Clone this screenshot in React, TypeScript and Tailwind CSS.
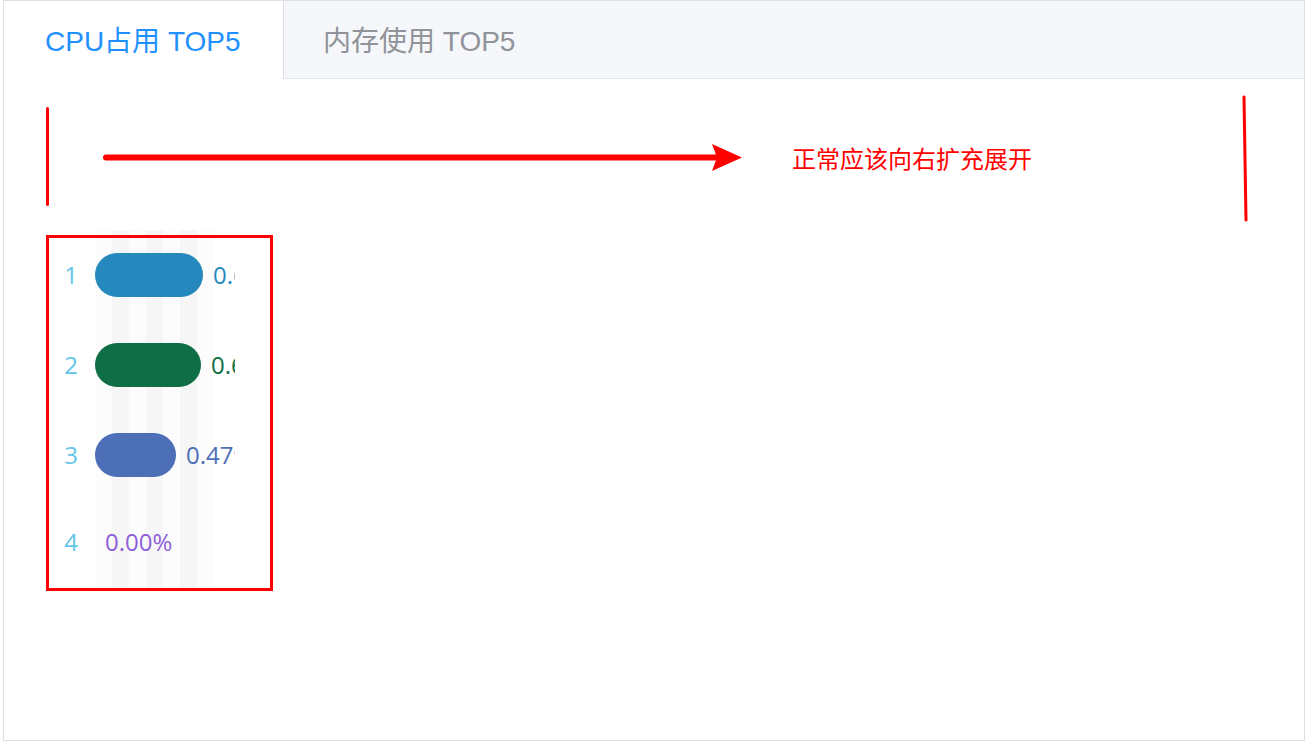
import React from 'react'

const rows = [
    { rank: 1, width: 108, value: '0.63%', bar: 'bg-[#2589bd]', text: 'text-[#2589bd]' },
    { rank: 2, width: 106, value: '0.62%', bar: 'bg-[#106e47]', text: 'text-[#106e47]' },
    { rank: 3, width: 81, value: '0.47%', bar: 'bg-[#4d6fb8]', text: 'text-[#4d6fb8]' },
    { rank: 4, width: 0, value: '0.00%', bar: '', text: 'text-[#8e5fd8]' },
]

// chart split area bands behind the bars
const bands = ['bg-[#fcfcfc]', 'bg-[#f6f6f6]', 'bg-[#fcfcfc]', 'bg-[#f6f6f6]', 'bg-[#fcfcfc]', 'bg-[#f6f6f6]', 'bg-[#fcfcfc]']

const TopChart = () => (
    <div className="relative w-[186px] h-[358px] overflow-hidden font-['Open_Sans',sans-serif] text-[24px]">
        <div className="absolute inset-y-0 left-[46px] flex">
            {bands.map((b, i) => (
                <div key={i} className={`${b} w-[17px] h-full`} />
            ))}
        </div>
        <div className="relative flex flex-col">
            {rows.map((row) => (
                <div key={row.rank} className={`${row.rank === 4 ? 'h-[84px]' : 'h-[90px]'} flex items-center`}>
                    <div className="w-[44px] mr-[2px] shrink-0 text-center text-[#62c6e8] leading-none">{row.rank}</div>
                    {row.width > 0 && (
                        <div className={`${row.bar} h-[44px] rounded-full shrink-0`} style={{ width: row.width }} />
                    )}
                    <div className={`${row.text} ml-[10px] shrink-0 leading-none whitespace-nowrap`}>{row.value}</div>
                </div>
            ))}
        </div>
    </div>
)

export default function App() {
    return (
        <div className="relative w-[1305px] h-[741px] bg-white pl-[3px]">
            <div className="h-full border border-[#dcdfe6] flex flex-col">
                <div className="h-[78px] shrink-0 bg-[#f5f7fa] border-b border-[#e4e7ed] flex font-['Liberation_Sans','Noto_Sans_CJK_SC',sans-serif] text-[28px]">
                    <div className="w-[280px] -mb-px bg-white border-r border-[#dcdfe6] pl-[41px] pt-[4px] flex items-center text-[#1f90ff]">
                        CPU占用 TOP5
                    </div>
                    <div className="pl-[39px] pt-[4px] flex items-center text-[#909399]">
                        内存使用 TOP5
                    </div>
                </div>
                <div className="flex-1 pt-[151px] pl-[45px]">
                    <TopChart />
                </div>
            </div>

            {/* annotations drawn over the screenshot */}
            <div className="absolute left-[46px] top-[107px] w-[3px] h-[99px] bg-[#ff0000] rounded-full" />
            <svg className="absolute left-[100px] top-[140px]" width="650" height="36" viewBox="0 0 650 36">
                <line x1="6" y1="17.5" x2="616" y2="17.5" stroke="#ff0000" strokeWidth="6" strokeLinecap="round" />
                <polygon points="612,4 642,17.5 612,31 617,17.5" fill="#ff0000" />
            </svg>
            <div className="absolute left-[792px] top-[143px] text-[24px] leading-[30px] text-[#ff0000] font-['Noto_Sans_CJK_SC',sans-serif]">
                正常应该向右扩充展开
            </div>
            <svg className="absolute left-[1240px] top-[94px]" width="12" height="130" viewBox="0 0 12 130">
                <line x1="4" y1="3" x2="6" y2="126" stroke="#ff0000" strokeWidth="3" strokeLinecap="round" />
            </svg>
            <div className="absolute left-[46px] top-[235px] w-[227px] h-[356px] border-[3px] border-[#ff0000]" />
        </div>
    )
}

━━━━━━

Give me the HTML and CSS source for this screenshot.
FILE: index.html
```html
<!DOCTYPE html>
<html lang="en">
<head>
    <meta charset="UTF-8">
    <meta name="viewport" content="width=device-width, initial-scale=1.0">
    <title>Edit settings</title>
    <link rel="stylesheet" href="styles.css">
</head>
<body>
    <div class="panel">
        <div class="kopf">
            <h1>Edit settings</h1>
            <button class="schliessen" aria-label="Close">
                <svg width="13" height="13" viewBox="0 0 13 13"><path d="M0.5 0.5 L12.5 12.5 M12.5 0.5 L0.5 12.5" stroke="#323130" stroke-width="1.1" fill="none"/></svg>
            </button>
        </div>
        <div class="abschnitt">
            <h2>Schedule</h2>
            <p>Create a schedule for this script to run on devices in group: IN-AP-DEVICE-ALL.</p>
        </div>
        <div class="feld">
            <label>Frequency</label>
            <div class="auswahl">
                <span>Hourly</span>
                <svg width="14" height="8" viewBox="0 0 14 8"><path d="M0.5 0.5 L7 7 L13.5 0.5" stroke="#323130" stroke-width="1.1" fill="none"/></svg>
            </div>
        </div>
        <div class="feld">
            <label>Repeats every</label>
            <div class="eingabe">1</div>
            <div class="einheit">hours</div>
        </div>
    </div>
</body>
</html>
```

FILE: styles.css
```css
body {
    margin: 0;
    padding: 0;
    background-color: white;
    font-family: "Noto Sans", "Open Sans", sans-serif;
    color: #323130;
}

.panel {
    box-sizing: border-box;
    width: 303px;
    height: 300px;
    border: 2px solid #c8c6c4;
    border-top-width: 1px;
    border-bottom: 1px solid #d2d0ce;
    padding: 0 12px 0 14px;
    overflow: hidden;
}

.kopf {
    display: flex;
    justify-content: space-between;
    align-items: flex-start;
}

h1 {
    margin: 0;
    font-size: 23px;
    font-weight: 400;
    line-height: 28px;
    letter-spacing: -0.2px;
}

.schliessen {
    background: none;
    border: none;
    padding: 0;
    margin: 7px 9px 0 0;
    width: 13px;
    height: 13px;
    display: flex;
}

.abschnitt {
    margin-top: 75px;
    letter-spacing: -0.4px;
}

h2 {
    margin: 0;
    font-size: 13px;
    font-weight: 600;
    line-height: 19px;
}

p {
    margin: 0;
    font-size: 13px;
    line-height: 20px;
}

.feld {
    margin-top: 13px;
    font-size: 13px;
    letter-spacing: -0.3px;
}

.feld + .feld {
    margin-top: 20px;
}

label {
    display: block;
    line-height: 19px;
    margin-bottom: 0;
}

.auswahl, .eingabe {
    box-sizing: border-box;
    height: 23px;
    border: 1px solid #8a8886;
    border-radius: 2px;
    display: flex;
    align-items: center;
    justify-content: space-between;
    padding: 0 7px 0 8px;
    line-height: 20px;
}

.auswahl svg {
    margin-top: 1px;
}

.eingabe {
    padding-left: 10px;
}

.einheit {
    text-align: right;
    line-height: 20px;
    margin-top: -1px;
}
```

━━━━━━

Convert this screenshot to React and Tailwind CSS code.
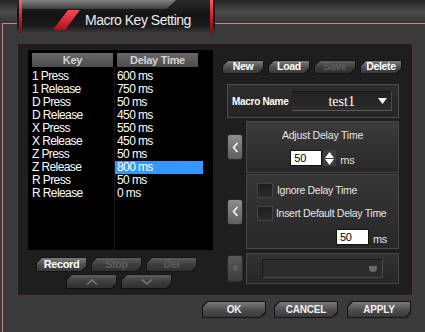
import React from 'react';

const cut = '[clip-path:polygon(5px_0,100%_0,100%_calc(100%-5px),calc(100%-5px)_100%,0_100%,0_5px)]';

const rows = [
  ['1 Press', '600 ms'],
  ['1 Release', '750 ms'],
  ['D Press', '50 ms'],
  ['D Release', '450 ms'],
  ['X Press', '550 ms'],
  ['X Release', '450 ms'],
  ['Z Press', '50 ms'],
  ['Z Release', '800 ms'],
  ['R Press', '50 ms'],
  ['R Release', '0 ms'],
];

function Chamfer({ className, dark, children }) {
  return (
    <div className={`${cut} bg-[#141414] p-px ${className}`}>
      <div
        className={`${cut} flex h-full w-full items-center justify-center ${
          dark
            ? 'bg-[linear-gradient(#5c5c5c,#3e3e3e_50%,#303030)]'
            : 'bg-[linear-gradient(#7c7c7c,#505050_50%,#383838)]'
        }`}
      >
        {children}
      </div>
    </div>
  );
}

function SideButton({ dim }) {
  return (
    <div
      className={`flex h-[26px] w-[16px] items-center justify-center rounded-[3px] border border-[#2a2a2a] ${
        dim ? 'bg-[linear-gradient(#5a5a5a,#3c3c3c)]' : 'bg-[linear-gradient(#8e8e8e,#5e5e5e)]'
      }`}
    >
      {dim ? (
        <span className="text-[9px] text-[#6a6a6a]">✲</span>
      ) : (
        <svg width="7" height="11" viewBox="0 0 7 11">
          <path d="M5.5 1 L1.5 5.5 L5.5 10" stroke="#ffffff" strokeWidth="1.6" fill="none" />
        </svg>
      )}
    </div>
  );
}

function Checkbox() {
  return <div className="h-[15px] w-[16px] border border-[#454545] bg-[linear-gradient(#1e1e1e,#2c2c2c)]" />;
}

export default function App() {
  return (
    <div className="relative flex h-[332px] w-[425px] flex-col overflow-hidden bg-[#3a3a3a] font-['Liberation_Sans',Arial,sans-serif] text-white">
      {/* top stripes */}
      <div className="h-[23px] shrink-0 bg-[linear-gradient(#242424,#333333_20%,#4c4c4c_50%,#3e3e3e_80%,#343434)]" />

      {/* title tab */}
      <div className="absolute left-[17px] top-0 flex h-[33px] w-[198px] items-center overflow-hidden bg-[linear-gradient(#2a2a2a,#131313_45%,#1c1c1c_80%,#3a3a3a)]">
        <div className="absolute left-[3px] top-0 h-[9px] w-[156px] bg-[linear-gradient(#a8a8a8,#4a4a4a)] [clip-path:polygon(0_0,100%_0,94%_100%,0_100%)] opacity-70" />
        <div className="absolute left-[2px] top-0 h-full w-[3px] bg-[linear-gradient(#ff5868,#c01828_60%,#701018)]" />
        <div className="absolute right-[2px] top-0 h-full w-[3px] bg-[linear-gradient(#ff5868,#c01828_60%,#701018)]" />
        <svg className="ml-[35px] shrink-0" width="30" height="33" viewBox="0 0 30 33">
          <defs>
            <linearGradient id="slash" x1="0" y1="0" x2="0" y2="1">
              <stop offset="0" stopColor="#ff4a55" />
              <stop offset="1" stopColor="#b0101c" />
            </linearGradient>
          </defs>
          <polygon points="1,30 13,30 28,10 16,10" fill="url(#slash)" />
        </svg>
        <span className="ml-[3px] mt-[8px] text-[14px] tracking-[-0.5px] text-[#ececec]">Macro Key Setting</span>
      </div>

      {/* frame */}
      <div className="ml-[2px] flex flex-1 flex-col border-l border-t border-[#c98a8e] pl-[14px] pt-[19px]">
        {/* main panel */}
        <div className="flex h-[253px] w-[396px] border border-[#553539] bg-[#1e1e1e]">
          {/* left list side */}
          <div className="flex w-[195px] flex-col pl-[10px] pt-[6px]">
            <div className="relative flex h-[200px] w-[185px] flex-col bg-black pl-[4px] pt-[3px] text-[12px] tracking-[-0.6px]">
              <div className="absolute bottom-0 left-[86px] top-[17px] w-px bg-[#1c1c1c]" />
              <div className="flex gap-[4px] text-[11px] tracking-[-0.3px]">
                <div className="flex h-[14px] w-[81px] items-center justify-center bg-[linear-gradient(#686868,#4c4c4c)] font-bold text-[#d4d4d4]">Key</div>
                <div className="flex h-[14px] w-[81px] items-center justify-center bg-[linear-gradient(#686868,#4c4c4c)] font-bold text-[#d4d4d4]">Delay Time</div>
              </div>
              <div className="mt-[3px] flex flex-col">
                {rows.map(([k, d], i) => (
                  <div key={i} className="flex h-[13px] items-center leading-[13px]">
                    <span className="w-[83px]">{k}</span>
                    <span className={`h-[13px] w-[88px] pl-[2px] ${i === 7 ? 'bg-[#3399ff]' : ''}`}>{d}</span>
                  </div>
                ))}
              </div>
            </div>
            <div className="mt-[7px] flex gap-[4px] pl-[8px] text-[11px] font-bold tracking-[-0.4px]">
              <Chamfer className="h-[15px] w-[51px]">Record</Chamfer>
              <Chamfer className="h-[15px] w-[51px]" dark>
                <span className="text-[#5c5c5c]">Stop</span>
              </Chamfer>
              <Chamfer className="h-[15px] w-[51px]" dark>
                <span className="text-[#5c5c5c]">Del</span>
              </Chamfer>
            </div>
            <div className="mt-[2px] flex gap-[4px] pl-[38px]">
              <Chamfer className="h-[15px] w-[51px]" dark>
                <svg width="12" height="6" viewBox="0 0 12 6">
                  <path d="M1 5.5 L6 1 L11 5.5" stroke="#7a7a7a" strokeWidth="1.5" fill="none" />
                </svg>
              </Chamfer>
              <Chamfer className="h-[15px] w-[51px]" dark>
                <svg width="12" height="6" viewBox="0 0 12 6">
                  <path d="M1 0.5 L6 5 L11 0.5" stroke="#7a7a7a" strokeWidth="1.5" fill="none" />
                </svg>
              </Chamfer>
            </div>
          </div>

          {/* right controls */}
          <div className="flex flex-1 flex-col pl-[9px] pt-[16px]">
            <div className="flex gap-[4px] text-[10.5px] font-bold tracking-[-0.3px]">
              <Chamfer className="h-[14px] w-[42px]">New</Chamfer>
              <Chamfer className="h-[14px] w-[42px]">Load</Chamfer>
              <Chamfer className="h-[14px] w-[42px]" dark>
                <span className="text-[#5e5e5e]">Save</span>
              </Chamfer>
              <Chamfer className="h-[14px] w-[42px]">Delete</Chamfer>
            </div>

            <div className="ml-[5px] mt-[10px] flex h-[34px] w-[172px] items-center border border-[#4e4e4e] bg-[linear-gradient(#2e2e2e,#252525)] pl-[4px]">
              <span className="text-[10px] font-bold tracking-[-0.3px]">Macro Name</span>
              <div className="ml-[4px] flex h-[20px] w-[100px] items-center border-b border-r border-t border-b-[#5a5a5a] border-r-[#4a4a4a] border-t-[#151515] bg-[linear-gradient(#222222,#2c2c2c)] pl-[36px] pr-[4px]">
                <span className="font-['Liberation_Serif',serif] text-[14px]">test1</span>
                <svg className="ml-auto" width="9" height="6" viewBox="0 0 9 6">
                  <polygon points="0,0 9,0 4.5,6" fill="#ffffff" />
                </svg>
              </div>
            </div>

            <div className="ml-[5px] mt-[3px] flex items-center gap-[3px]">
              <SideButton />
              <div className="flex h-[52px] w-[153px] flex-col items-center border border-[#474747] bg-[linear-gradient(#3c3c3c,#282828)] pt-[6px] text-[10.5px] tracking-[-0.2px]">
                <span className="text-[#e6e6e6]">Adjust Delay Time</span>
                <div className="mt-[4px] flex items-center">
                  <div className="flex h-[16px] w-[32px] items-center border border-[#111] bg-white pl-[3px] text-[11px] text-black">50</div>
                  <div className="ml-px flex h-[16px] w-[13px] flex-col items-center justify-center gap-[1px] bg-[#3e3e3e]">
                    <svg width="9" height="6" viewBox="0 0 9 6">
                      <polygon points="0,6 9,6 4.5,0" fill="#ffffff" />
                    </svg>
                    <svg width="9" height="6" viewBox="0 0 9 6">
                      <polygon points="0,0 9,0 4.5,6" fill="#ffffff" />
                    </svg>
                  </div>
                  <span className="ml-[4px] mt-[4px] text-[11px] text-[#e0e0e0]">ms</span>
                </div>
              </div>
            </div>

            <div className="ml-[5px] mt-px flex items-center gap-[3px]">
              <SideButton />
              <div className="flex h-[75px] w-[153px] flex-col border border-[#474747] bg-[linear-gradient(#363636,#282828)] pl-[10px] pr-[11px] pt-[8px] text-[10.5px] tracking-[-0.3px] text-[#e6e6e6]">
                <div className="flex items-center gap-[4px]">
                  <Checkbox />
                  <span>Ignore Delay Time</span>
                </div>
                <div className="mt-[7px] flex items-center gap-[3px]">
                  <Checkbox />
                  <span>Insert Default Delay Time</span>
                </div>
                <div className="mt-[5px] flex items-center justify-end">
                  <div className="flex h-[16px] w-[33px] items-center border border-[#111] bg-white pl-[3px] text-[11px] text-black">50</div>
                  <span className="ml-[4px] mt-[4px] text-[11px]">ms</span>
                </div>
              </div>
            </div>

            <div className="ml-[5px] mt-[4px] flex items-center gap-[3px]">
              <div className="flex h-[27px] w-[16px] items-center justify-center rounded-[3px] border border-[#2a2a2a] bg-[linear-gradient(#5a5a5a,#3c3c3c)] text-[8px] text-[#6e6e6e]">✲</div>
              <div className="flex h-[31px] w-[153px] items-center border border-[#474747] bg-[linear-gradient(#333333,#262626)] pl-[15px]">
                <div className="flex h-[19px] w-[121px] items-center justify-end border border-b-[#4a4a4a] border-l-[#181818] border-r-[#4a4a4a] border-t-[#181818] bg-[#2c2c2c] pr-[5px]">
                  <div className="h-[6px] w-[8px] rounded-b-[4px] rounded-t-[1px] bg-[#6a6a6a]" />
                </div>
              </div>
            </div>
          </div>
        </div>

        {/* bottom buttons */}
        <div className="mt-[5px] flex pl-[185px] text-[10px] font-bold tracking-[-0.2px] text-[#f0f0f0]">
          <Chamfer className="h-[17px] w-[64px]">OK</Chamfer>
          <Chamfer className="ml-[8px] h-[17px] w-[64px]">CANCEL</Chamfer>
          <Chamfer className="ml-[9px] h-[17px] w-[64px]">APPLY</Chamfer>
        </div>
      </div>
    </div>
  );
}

━━━━━━

▸ Brief
Pull out every line of the records above that contains the word "this".

▸ Final answer
Clone this screenshot in React, TypeScript and Tailwind CSS.
Give me the HTML and CSS source for this screenshot.
            <p>Create a schedule for this script to run on devices in group: IN-AP-DEVICE-ALL.</p>
Convert this screenshot to React and Tailwind CSS code.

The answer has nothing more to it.